Distinguishing short-term interest rate policy from tapering has been a communication challenge for the Fed dating back to the taper tantrum. This time, the FOMC has repeatedly indicated that tapering will precede any consideration of rate hikes. Fed chair Jerome Powell stated in April 2021 that tapering will occur “well before the time we would consider raising rates.”


HOW WILL TAPERING INFLUENCE LONG-TERM INTEREST RATES?

Tapering can impact long-term interest rates through both its direct effects on bond markets and the signal it provides about the Fed’s future policy intentions.

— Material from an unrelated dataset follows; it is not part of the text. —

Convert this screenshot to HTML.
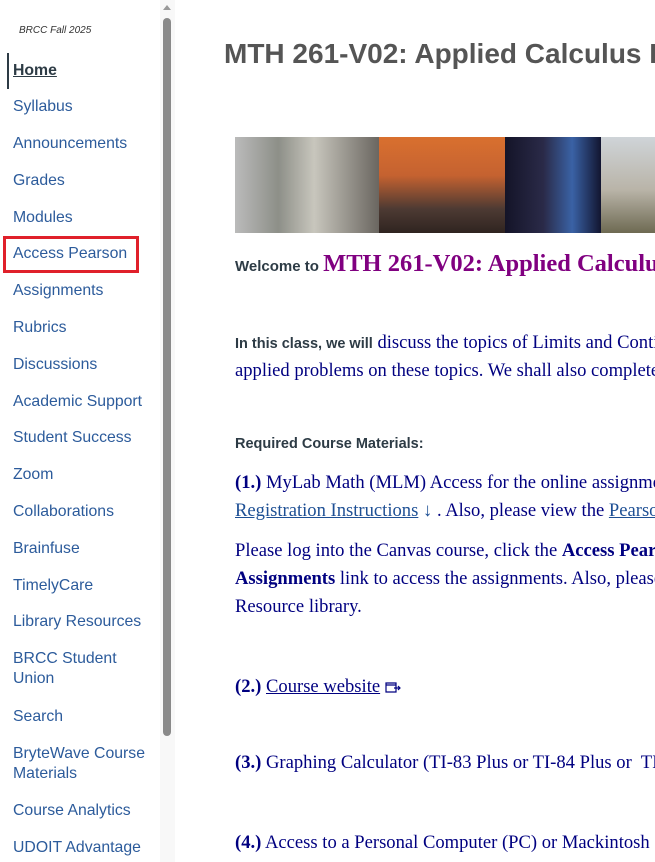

Since tapering refers to the slowing of the Fed’s bond purchases rather than the reduction of its holdings, the Fed’s balance sheet is still growing, and thus the Fed is providing monetary stimulus to the economy. This could restrain any upward pressure on long-term rates from the Fed’s tapering. There is evidence to support this idea: a 2013 study by Fed economists found that the size of the balance sheet is more important than the pace of purchases in lowering long-term yields.


However, long-term rates also reflect market expectations about the course of short-term rates. Since tapering can signal to markets that the Fed is shifting to a less accommodative policy stance in the future, this could lead to a rise in long-term rates as occurred during the taper tantrum.

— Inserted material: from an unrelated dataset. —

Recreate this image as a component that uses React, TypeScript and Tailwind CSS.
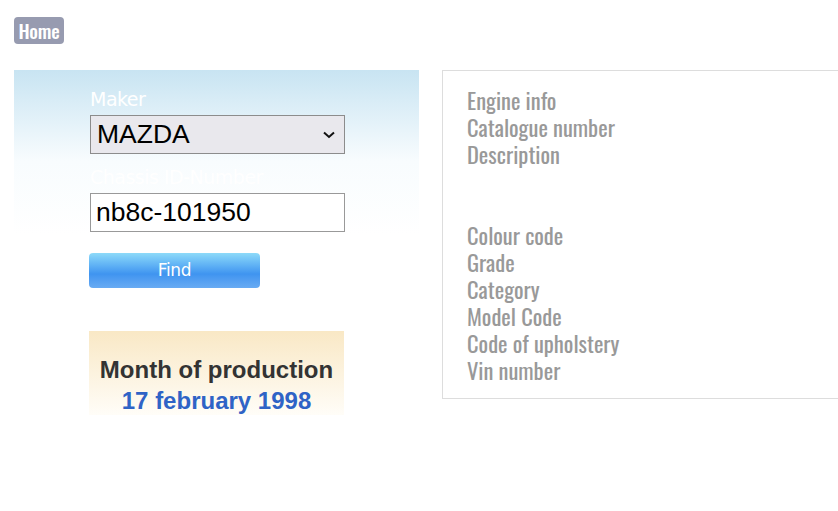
const DETAILS = [
  'Engine info',
  'Catalogue number',
  'Description',
  '',
  '',
  'Colour code',
  'Grade',
  'Category',
  'Model Code',
  'Code of upholstery',
  'Vin number',
];

const NARROW = "font-['Oswald','Liberation_Sans_Narrow','DejaVu_Sans_Condensed',sans-serif]";

export default function App() {
  return (
    <div className="w-[838px] h-[511px] overflow-hidden bg-white">
      <div className="pl-[14px] pt-[17px]">
        <a
          href="#"
          className={`flex items-center justify-center w-[50px] h-[27px] rounded-[4px] bg-[#979bb0] text-white text-[19px] font-medium tracking-[-0.2px] ${NARROW}`}
        >
          Home
        </a>
      </div>

      <div className="flex items-start pl-[14px] mt-[26px]">
        {/* left column: search form */}
        <div className="w-[405px] shrink-0">
          <div className="h-[165px] bg-gradient-to-b from-[#c8e4f2] via-[#f8fcfe] via-55% to-white pl-[76px] pt-[15px]">
            <div className="text-white text-[19px] leading-[28px] font-['DejaVu_Sans','Verdana',sans-serif] tracking-[-0.5px]">
              Maker
            </div>
            <div className="relative mt-[2px] w-[255px] h-[39px] border border-[#8c8c8c] bg-[#e9e8ed]">
              <span className="absolute left-[6px] top-0 leading-[37px] text-[26.5px] text-black font-['Liberation_Sans','Arial',sans-serif]">
                MAZDA
              </span>
              <svg
                className="absolute right-[9px] top-[15px]"
                width="12"
                height="8"
                viewBox="0 0 12 8"
                fill="none"
                stroke="#111"
                strokeWidth="2"
              >
                <path d="M1 1.5 L6 6 L11 1.5" />
              </svg>
            </div>
            <div className="mt-[11px] text-white text-[19px] leading-[24px] font-['DejaVu_Sans','Verdana',sans-serif] tracking-[-0.5px]">
              Chassis ID-Number
            </div>
            <div className="mt-[4px] w-[255px] h-[39px] border border-[#999] bg-white pl-[5px] leading-[37px] text-[26.5px] text-black font-['Liberation_Sans','Arial',sans-serif]">
              nb8c-101950
            </div>
          </div>

          <div className="pl-[75px] mt-[18px]">
            <button className="block w-[171px] h-[35px] rounded-[4px] bg-gradient-to-b from-[#8ddaf9] via-[#3f94f0] via-60% to-[#68abf3] text-white text-[17px] font-['DejaVu_Sans','Verdana',sans-serif] tracking-[-0.3px]">
              Find
            </button>

            <div className="mt-[43px] w-[255px] h-[84px] bg-gradient-to-b from-[#f9e8c5] to-[#fffdf8] flex flex-col items-center pt-[23px] font-['Liberation_Sans','Arial',sans-serif] font-bold text-[24px] leading-[31px]">
              <div className="text-[#333]">Month of production</div>
              <div className="text-[#2f63c6]">17 february 1998</div>
            </div>
          </div>
        </div>

        {/* right column: details */}
        <div className="ml-[23px] w-[420px] shrink-0 h-[329px] border border-[#dddddd] pl-[24px] pt-[16px]">
          {DETAILS.map((label, i) => (
            <div
              key={i}
              className={`h-[27px] leading-[27px] text-[22.5px] text-[#999999] ${NARROW}`}
            >
              {label}
            </div>
          ))}
        </div>
      </div>
    </div>
  );
}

WHAT HAS THE FED SAID ABOUT WHEN IT WILL BEGIN TAPERING?

In December 2020, the Fed said it would continue to increase its holdings of Treasury securities by at least $80 billion per month and of agency mortgage-backed securities by at least $40 billion per month “until substantial further progress has been made toward the Committee’s maximum employment and price stability goals.”


In June 2021, Powell acknowledged at his press conference that progress had been made toward the Fed’s macroeconomic goals. The FOMC began assessing the pace and composition of its asset purchases alongside the economic conditions on a meeting-by-meeting basis in July 2021.

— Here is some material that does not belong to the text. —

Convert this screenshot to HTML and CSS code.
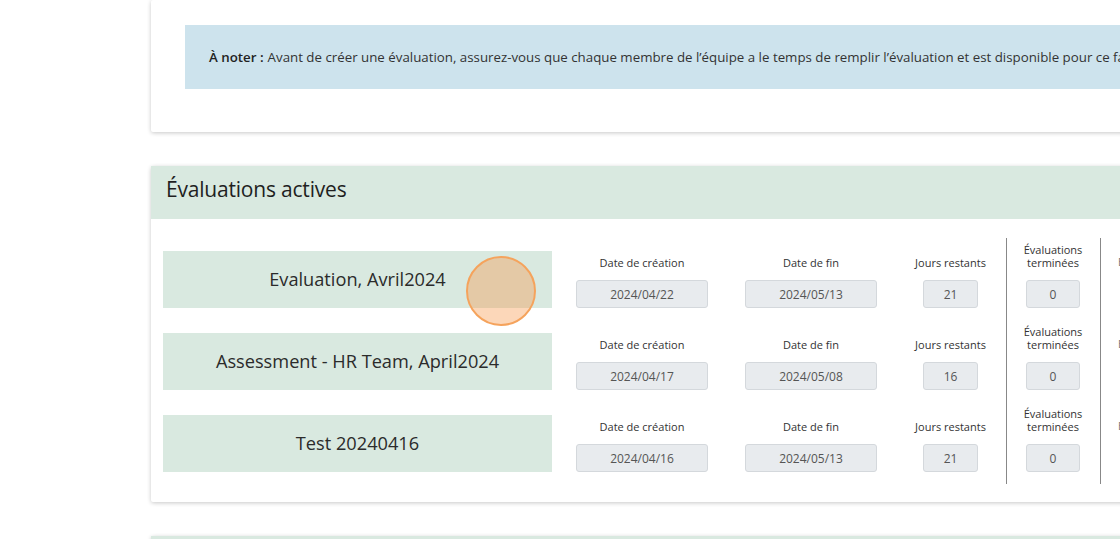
FILE: index.html
```html
<!DOCTYPE html>
<html lang="fr">
<head>
<meta charset="utf-8">
<title>Évaluations</title>
<link rel="stylesheet" href="styles.css">
</head>
<body>
<div class="page">
  <section class="card card-note">
    <div class="note"><strong>À noter :</strong> Avant de créer une évaluation, assurez-vous que chaque membre de l’équipe a le temps de remplir l’évaluation et est disponible pour ce faire.</div>
  </section>

  <section class="card card-active">
    <header class="card-head"><h2>Évaluations actives</h2></header>
    <div class="card-body">
      <div class="row">
        <div class="name">Evaluation, Avril2024</div>
        <div class="cell c-create"><span class="lbl">Date de création</span><span class="val">2024/04/22</span></div>
        <div class="cell c-end"><span class="lbl">Date de fin</span><span class="val">2024/05/13</span></div>
        <div class="cell c-days"><span class="lbl">Jours restants</span><span class="val">21</span></div>
        <div class="cell c-done"><span class="lbl">Évaluations<br>terminées</span><span class="val">0</span></div>
        <div class="cell c-more"><span class="lbl">Évaluations</span></div>
      </div>
      <div class="row">
        <div class="name">Assessment - HR Team, April2024</div>
        <div class="cell c-create"><span class="lbl">Date de création</span><span class="val">2024/04/17</span></div>
        <div class="cell c-end"><span class="lbl">Date de fin</span><span class="val">2024/05/08</span></div>
        <div class="cell c-days"><span class="lbl">Jours restants</span><span class="val">16</span></div>
        <div class="cell c-done"><span class="lbl">Évaluations<br>terminées</span><span class="val">0</span></div>
        <div class="cell c-more"><span class="lbl">Évaluations</span></div>
      </div>
      <div class="row">
        <div class="name">Test 20240416</div>
        <div class="cell c-create"><span class="lbl">Date de création</span><span class="val">2024/04/16</span></div>
        <div class="cell c-end"><span class="lbl">Date de fin</span><span class="val">2024/05/13</span></div>
        <div class="cell c-days"><span class="lbl">Jours restants</span><span class="val">21</span></div>
        <div class="cell c-done"><span class="lbl">Évaluations<br>terminées</span><span class="val">0</span></div>
        <div class="cell c-more"><span class="lbl">Évaluations</span></div>
      </div>
    </div>
  </section>

  <section class="card card-next">
    <header class="card-head"><h2>&nbsp;</h2></header>
  </section>
</div>
<div class="cursor"></div>
</body>
</html>
```

FILE: styles.css
```css
html, body {
  margin: 0;
  padding: 0;
  background: #ffffff;
  overflow: hidden;
  height: 539px;
  width: 1120px;
}
body {
  font-family: "Open Sans", "Noto Sans", "Liberation Sans", sans-serif;
  color: #333;
  position: relative;
}
.page {
  padding-left: 151px;
  display: flex;
  flex-direction: column;
  gap: 34px;
  width: 1200px;
}
.card {
  background: #fff;
  box-shadow: 0 1px 4px rgba(0, 0, 0, 0.22);
  border-radius: 2px;
}
.card-note {
  padding: 25px 0 43px 34px;
}
.note {
  background: #cde3ed;
  height: 64px;
  display: flex;
  align-items: center;
  padding-left: 24px;
  font-size: 13.3px;
  color: #333;
  white-space: nowrap;
}
.note strong {
  font-weight: 600;
  color: #222;
  margin-right: 4px;
}
.card-head {
  background: #d9e9e0;
  height: 53px;
  box-sizing: border-box;
  display: flex;
  align-items: center;
  padding-left: 15px;
  padding-bottom: 7px;
}
.card-head h2 {
  margin: 0;
  font-size: 21px;
  font-weight: 500;
  color: #1f1f1f;
  letter-spacing: -0.2px;
}
.card-body {
  padding: 19px 0 18px 12px;
}
.row {
  display: flex;
  height: 82px;
}
.name {
  width: 389px;
  height: 57px;
  align-self: center;
  background: #d9e9e0;
  display: flex;
  align-items: center;
  justify-content: center;
  font-size: 18.2px;
  color: #2b2b2b;
}
.cell {
  display: flex;
  flex-direction: column;
  align-items: center;
  justify-content: flex-end;
  padding-bottom: 12px;
  box-sizing: border-box;
}
.lbl {
  font-size: 11px;
  line-height: 13px;
  text-align: center;
  white-space: nowrap;
  color: #333;
  margin-bottom: 11px;
}
.val {
  box-sizing: border-box;
  height: 28px;
  display: flex;
  align-items: center;
  justify-content: center;
  background: #e8ebee;
  border: 1px solid #d4d8dc;
  border-radius: 3px;
  font-size: 12px;
  color: #555;
  width: 100%;
}
.c-create { width: 132px; margin-left: 24px; }
.c-end { width: 132px; margin-left: 37px; }
.c-days { width: 55px; margin-left: 46px; }
.c-done {
  margin-left: 28px;
  border-left: 1px solid #888;
  padding-left: 19px;
  padding-right: 20px;
  width: 94px;
}
.c-done .val { width: 54px; }
.c-more {
  border-left: 1px solid #888;
  width: 100px;
  align-items: flex-start;
  padding-left: 17px;
  justify-content: flex-start;
  padding-top: 17px;
}
.c-more .lbl { color: #777; }
.card-next {
  height: 80px;
}
.cursor {
  position: absolute;
  left: 466px;
  top: 256px;
  width: 70px;
  height: 70px;
  box-sizing: border-box;
  border-radius: 50%;
  border: 2px solid #f5a35c;
  background: rgba(247, 150, 70, 0.38);
}
```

Minutes of the June 2021 FOMC meeting recorded some disagreement among Fed policymakers about when to begin tapering. “Various participants mentioned that they expected the conditions for beginning to reduce the pace of asset purchases to be met somewhat earlier than they had anticipated,” the minutes said. Other participants, however, said that the Fed “should be patient in assessing progress toward its goals.” FOMC members also discussed different speeds of tapering for Treasuries and mortgage-backed securities at the meeting. “Several participants saw benefits to reducing the pace of [MBS] purchases more quickly or earlier than Treasury purchases in light of valuation pressures in housing markets,” the minutes said.


Several Fed officials have addressed the timeline for tapering more directly since the June meeting. For instance, Governor Christopher Waller said, “I think everybody anticipates that tapering could move up earlier than when they originally thought. Whether that’s this year, we’ll see, but it certainly could [be].” Waller also signaled that he would prefer to taper the purchase of mortgage-backed securities before the purchases of Treasury securities. Richmond Fed President Thomas Barkin said, “It’s pretty clear to me we have had substantial further progress against our inflation goal. […] If the labor market opens as I suggested it might, then I think we’re going to get there in relatively short order.”


However, not all members of the FOMC believe that substantial further progress is imminent. New York Fed President John Williams said, “We set a very clear marker, I think, not a quantitative marker, but a very clear marker that we want substantial further progress relative to where we were. That’s where I’m focused, clearly right now we have not achieved that.”


Market analysts adjusted expectations after the June FOMC meeting, predicting the Fed would announce its plan for tapering in the fall, which implies that tapering would start around the beginning of 2022.